We understand the world through contrast. The main subject of my piece is the top center goddess figure, “Joy,” a personification of the “unfathomable emotion of blissfulness and jubilation.” She is a real joy because she is growing from her opposite: woe, that inevitable feeling of “grief and sadness.” Woe is beautifully anchored in grief and impermanence: everyone we love will perish, represented by the visual metaphor of the skeleton sinking into a “Day of the Dead garden.” When losing someone, a family member, a bond, or a friend, it is heart-wrenching. This winter, I lost my uncle. Originally, I focused on all that I could’ve changed, which did not help. So, I incited joy by creating this painting. I learned to cope with loss by holding onto all memories: joyful and sad. I created joy from loss. I hope my audience can also find joy in seeing this piece and in the sharing of memories represented by the orbs and hands reaching out, and holding on. As a society, we need to question and think about the fact that facing our woe, rather than hiding it, can lead us to feel liberated, free, and happy.

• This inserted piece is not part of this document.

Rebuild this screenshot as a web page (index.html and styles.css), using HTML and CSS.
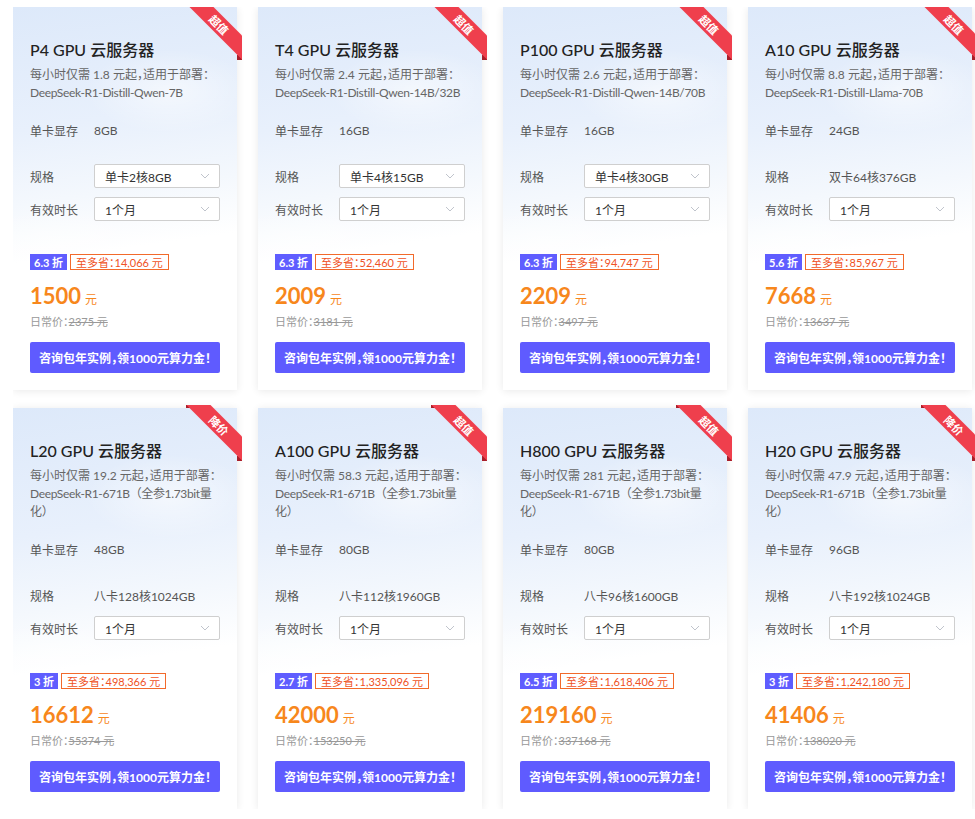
FILE: index.html
```html
<!DOCTYPE html>
<html lang="zh-CN">
<head>
<meta charset="utf-8">
<title>GPU 云服务器</title>
<link rel="stylesheet" href="styles.css">
</head>
<body>
<div class="grid">

  <div class="card">
    <div class="ribbon"><span>超值</span></div>
    <h3 class="title">P4 GPU 云服务器</h3>
    <p class="desc"><span class="line1">每小时仅需 1.8 元起，适用于部署：</span><span class="model nw">DeepSeek-R1-Distill-Qwen-7B</span></p>
    <div class="row first"><span class="label">单卡显存</span><span class="val">8GB</span></div>
    <div class="row spec"><span class="label">规格</span><div class="select">单卡2核8GB<svg class="arrow" width="10" height="6" viewBox="0 0 10 6"><polyline points="1,1 5,5 9,1" fill="none" stroke="#c0c4cc" stroke-width="1"/></svg></div></div>
    <div class="row dur"><span class="label">有效时长</span><div class="select">1个月<svg class="arrow" width="10" height="6" viewBox="0 0 10 6"><polyline points="1,1 5,5 9,1" fill="none" stroke="#c0c4cc" stroke-width="1"/></svg></div></div>
    <div class="tags"><span class="off">6.3 折</span><span class="save">至多省：14,066 元</span></div>
    <div class="price"><span class="num">1500</span><span class="unit">元</span></div>
    <div class="orig">日常价：<s>2375 元</s></div>
    <button class="btn">咨询包年实例，领1000元算力金！</button>
  </div>

  <div class="card">
    <div class="ribbon"><span>超值</span></div>
    <h3 class="title">T4 GPU 云服务器</h3>
    <p class="desc"><span class="line1">每小时仅需 2.4 元起，适用于部署：</span><span class="model nw">DeepSeek-R1-Distill-Qwen-14B/32B</span></p>
    <div class="row first"><span class="label">单卡显存</span><span class="val">16GB</span></div>
    <div class="row spec"><span class="label">规格</span><div class="select">单卡4核15GB<svg class="arrow" width="10" height="6" viewBox="0 0 10 6"><polyline points="1,1 5,5 9,1" fill="none" stroke="#c0c4cc" stroke-width="1"/></svg></div></div>
    <div class="row dur"><span class="label">有效时长</span><div class="select">1个月<svg class="arrow" width="10" height="6" viewBox="0 0 10 6"><polyline points="1,1 5,5 9,1" fill="none" stroke="#c0c4cc" stroke-width="1"/></svg></div></div>
    <div class="tags"><span class="off">6.3 折</span><span class="save">至多省：52,460 元</span></div>
    <div class="price"><span class="num">2009</span><span class="unit">元</span></div>
    <div class="orig">日常价：<s>3181 元</s></div>
    <button class="btn">咨询包年实例，领1000元算力金！</button>
  </div>

  <div class="card">
    <div class="ribbon"><span>超值</span></div>
    <h3 class="title">P100 GPU 云服务器</h3>
    <p class="desc"><span class="line1">每小时仅需 2.6 元起，适用于部署：</span><span class="model nw">DeepSeek-R1-Distill-Qwen-14B/70B</span></p>
    <div class="row first"><span class="label">单卡显存</span><span class="val">16GB</span></div>
    <div class="row spec"><span class="label">规格</span><div class="select">单卡4核30GB<svg class="arrow" width="10" height="6" viewBox="0 0 10 6"><polyline points="1,1 5,5 9,1" fill="none" stroke="#c0c4cc" stroke-width="1"/></svg></div></div>
    <div class="row dur"><span class="label">有效时长</span><div class="select">1个月<svg class="arrow" width="10" height="6" viewBox="0 0 10 6"><polyline points="1,1 5,5 9,1" fill="none" stroke="#c0c4cc" stroke-width="1"/></svg></div></div>
    <div class="tags"><span class="off">6.3 折</span><span class="save">至多省：94,747 元</span></div>
    <div class="price"><span class="num">2209</span><span class="unit">元</span></div>
    <div class="orig">日常价：<s>3497 元</s></div>
    <button class="btn">咨询包年实例，领1000元算力金！</button>
  </div>

  <div class="card">
    <div class="ribbon"><span>超值</span></div>
    <h3 class="title">A10 GPU 云服务器</h3>
    <p class="desc"><span class="line1">每小时仅需 8.8 元起，适用于部署：</span><span class="model nw">DeepSeek-R1-Distill-Llama-70B</span></p>
    <div class="row first"><span class="label">单卡显存</span><span class="val">24GB</span></div>
    <div class="row spec"><span class="label">规格</span><span class="val">双卡64核376GB</span></div>
    <div class="row dur"><span class="label">有效时长</span><div class="select">1个月<svg class="arrow" width="10" height="6" viewBox="0 0 10 6"><polyline points="1,1 5,5 9,1" fill="none" stroke="#c0c4cc" stroke-width="1"/></svg></div></div>
    <div class="tags"><span class="off">5.6 折</span><span class="save">至多省：85,967 元</span></div>
    <div class="price"><span class="num">7668</span><span class="unit">元</span></div>
    <div class="orig">日常价：<s>13637 元</s></div>
    <button class="btn">咨询包年实例，领1000元算力金！</button>
  </div>

  <div class="card">
    <div class="ribbon"><span>降价</span></div>
    <h3 class="title">L20 GPU 云服务器</h3>
    <p class="desc"><span class="line1">每小时仅需 19.2 元起，适用于部署：</span><span class="model">DeepSeek-R1-671B（全参1.73bit量化）</span></p>
    <div class="row first"><span class="label">单卡显存</span><span class="val">48GB</span></div>
    <div class="row spec"><span class="label">规格</span><span class="val">八卡128核1024GB</span></div>
    <div class="row dur"><span class="label">有效时长</span><div class="select">1个月<svg class="arrow" width="10" height="6" viewBox="0 0 10 6"><polyline points="1,1 5,5 9,1" fill="none" stroke="#c0c4cc" stroke-width="1"/></svg></div></div>
    <div class="tags"><span class="off">3 折</span><span class="save">至多省：498,366 元</span></div>
    <div class="price"><span class="num">16612</span><span class="unit">元</span></div>
    <div class="orig">日常价：<s>55374 元</s></div>
    <button class="btn">咨询包年实例，领1000元算力金！</button>
  </div>

  <div class="card">
    <div class="ribbon"><span>超值</span></div>
    <h3 class="title">A100 GPU 云服务器</h3>
    <p class="desc"><span class="line1">每小时仅需 58.3 元起，适用于部署：</span><span class="model">DeepSeek-R1-671B（全参1.73bit量化）</span></p>
    <div class="row first"><span class="label">单卡显存</span><span class="val">80GB</span></div>
    <div class="row spec"><span class="label">规格</span><span class="val">八卡112核1960GB</span></div>
    <div class="row dur"><span class="label">有效时长</span><div class="select">1个月<svg class="arrow" width="10" height="6" viewBox="0 0 10 6"><polyline points="1,1 5,5 9,1" fill="none" stroke="#c0c4cc" stroke-width="1"/></svg></div></div>
    <div class="tags"><span class="off">2.7 折</span><span class="save">至多省：1,335,096 元</span></div>
    <div class="price"><span class="num">42000</span><span class="unit">元</span></div>
    <div class="orig">日常价：<s>153250 元</s></div>
    <button class="btn">咨询包年实例，领1000元算力金！</button>
  </div>

  <div class="card">
    <div class="ribbon"><span>超值</span></div>
    <h3 class="title">H800 GPU 云服务器</h3>
    <p class="desc"><span class="line1">每小时仅需 281 元起，适用于部署：</span><span class="model">DeepSeek-R1-671B（全参1.73bit量化）</span></p>
    <div class="row first"><span class="label">单卡显存</span><span class="val">80GB</span></div>
    <div class="row spec"><span class="label">规格</span><span class="val">八卡96核1600GB</span></div>
    <div class="row dur"><span class="label">有效时长</span><div class="select">1个月<svg class="arrow" width="10" height="6" viewBox="0 0 10 6"><polyline points="1,1 5,5 9,1" fill="none" stroke="#c0c4cc" stroke-width="1"/></svg></div></div>
    <div class="tags"><span class="off">6.5 折</span><span class="save">至多省：1,618,406 元</span></div>
    <div class="price"><span class="num">219160</span><span class="unit">元</span></div>
    <div class="orig">日常价：<s>337168 元</s></div>
    <button class="btn">咨询包年实例，领1000元算力金！</button>
  </div>

  <div class="card">
    <div class="ribbon"><span>降价</span></div>
    <h3 class="title">H20 GPU 云服务器</h3>
    <p class="desc"><span class="line1">每小时仅需 47.9 元起，适用于部署：</span><span class="model">DeepSeek-R1-671B（全参1.73bit量化）</span></p>
    <div class="row first"><span class="label">单卡显存</span><span class="val">96GB</span></div>
    <div class="row spec"><span class="label">规格</span><span class="val">八卡192核1024GB</span></div>
    <div class="row dur"><span class="label">有效时长</span><div class="select">1个月<svg class="arrow" width="10" height="6" viewBox="0 0 10 6"><polyline points="1,1 5,5 9,1" fill="none" stroke="#c0c4cc" stroke-width="1"/></svg></div></div>
    <div class="tags"><span class="off">3 折</span><span class="save">至多省：1,242,180 元</span></div>
    <div class="price"><span class="num">41406</span><span class="unit">元</span></div>
    <div class="orig">日常价：<s>138020 元</s></div>
    <button class="btn">咨询包年实例，领1000元算力金！</button>
  </div>

</div>
</body>
</html>
```

FILE: styles.css
```css
* { box-sizing: border-box; }

html, body {
  background: #ffffff;
}

body {
  margin: 7px 0 0 13px;
  font-family: "Lato", "Noto Sans CJK SC", sans-serif;
  color: #333;
}

.grid {
  display: grid;
  grid-template-columns: repeat(4, 224px);
  column-gap: 21px;
  row-gap: 18px;
}

.card {
  position: relative;
  display: flex;
  flex-direction: column;
  padding: 31px 17px 17px;
  background:
    radial-gradient(ellipse 120px 60px at 70% 22%, rgba(255,255,255,0.55), rgba(255,255,255,0) 70%),
    radial-gradient(ellipse 140px 50px at 20% 62%, rgba(255,255,255,0.5), rgba(255,255,255,0) 70%),
    linear-gradient(172deg, #dde9fa 0%, #e8f0fc 30%, #f4f8fd 48%, #ffffff 62%);
  box-shadow: 0 1px 8px rgba(0, 0, 0, 0.09);
}

.ribbon {
  position: absolute;
  top: -3px;
  right: -5px;
  width: 58px;
  height: 58px;
  overflow: hidden;
}
.ribbon::before {
  content: "";
  position: absolute;
  left: 2px;
  top: 0;
  width: 5px;
  height: 3px;
  background: #a81e2a;
}
.ribbon::after {
  content: "";
  position: absolute;
  right: 0;
  bottom: 2px;
  width: 5px;
  height: 5px;
  background: #a81e2a;
}
.ribbon span {
  position: absolute;
  left: -7px;
  top: 12px;
  width: 84px;
  height: 17px;
  line-height: 17px;
  background: #ef3f4d;
  color: #fff;
  font-size: 11px;
  font-weight: 700;
  text-align: center;
  transform: rotate(45deg);
  z-index: 1;
}

.title {
  margin: 0;
  font-size: 16px;
  line-height: 24px;
  font-weight: 500;
  color: #222;
}

.desc {
  margin: 4px 0 0;
  font-size: 12px;
  line-height: 18px;
  color: #666;
  font-feature-settings: "halt";
}
.line1 {
  display: block;
  white-space: nowrap;
}
.model {
  letter-spacing: -0.35px;
  font-feature-settings: normal;
}
.nw {
  white-space: nowrap;
}

.row {
  display: flex;
  align-items: center;
  height: 24px;
  font-size: 12px;
  color: #555;
}
.row.first { margin-top: 16px; }
.row.spec { margin-top: 22px; }
.row.dur { margin-top: 9px; }

.label {
  width: 64px;
  flex: none;
  color: #555;
}
.val {
  color: #555;
}

.select {
  position: relative;
  flex: 1;
  height: 24px;
  display: flex;
  align-items: center;
  padding: 0 10px;
  border: 1px solid #cfcfcf;
  border-radius: 2px;
  background: #fff;
  color: #333;
  font-size: 12px;
}
.arrow {
  position: absolute;
  right: 9px;
  top: 8px;
}

.tags {
  display: flex;
  gap: 3px;
  margin-top: 33px;
  height: 16px;
}
.off {
  display: inline-flex;
  align-items: center;
  padding: 0 4px;
  height: 16px;
  background: #5f5dff;
  color: #fff;
  font-size: 11px;
  font-weight: 700;
}
.save {
  display: inline-flex;
  align-items: center;
  padding: 0 5px;
  height: 16px;
  border: 1px solid #f26a2b;
  color: #ef5226;
  font-size: 11px;
  font-feature-settings: "halt";
}

.price {
  margin-top: 12px;
  height: 28px;
  display: flex;
  align-items: baseline;
  color: #f7871c;
}
.num {
  font-size: 22px;
  line-height: 28px;
  font-weight: 700;
}
.unit {
  margin-left: 4px;
  font-size: 12px;
}

.orig {
  margin-top: 4px;
  font-size: 11px;
  line-height: 16px;
  color: #999;
  font-feature-settings: "halt";
}
.orig s {
  color: #999;
}

.btn {
  margin-top: 12px;
  height: 31px;
  width: 100%;
  padding: 0;
  border: none;
  border-radius: 2px;
  background: #5f5bff;
  color: #fff;
  font-family: inherit;
  font-size: 12px;
  font-weight: 700;
  white-space: nowrap;
  font-feature-settings: "halt";
  cursor: pointer;
}
```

We should share our joy and in doing so, we should share our woe. Through bittersweet reflection, we can heal. Real joy grows from the grieving process and painting this was a long process that led me from woe to joy.

My intention is supported by the design process. The piece is unified by the repetition of hands holding onto memories, painted in oil paints, purposely with a similar color scheme to the branches. We grow from holding onto and contemplating all memories. I create contrast by making the forest dark. Joy is purposely bright and pale yellow, understood because of the complimentary dark purples, reds, and greens in the forest. I then found joy by misting over the dark values with gold spray paint and unifying the two figures and panels in a permanent cycle of juxtaposition. In adding the thick gold acrylic, I discovered that joy wins because woe’s halo is now
gold. Woe will soon rise and become joy. My viewer's eye will experience this inevitable rollercoaster between joy and woe due to the visual movement supported by an “8” curve and constant fluid lines. Expressive brush strokes support an “s curve composition” of movement which can be seen as bright memories flow out from the skeleton, growing in a garden of marigolds, further supporting the notion that joy grows from woe.

At the bottom of the composition, we linger in the garden of marigolds to notice that woe’s blissful tears are soothed by heartwarming, nostalgic memories. Sadness will always be there, and that’s okay. The marigolds convey the notion that we need to work to grieve and find joy from memories. Once we are healed, and holding onto all memories, we will return to joy. We understand joy only when she is standing in a dark forest and the night sky.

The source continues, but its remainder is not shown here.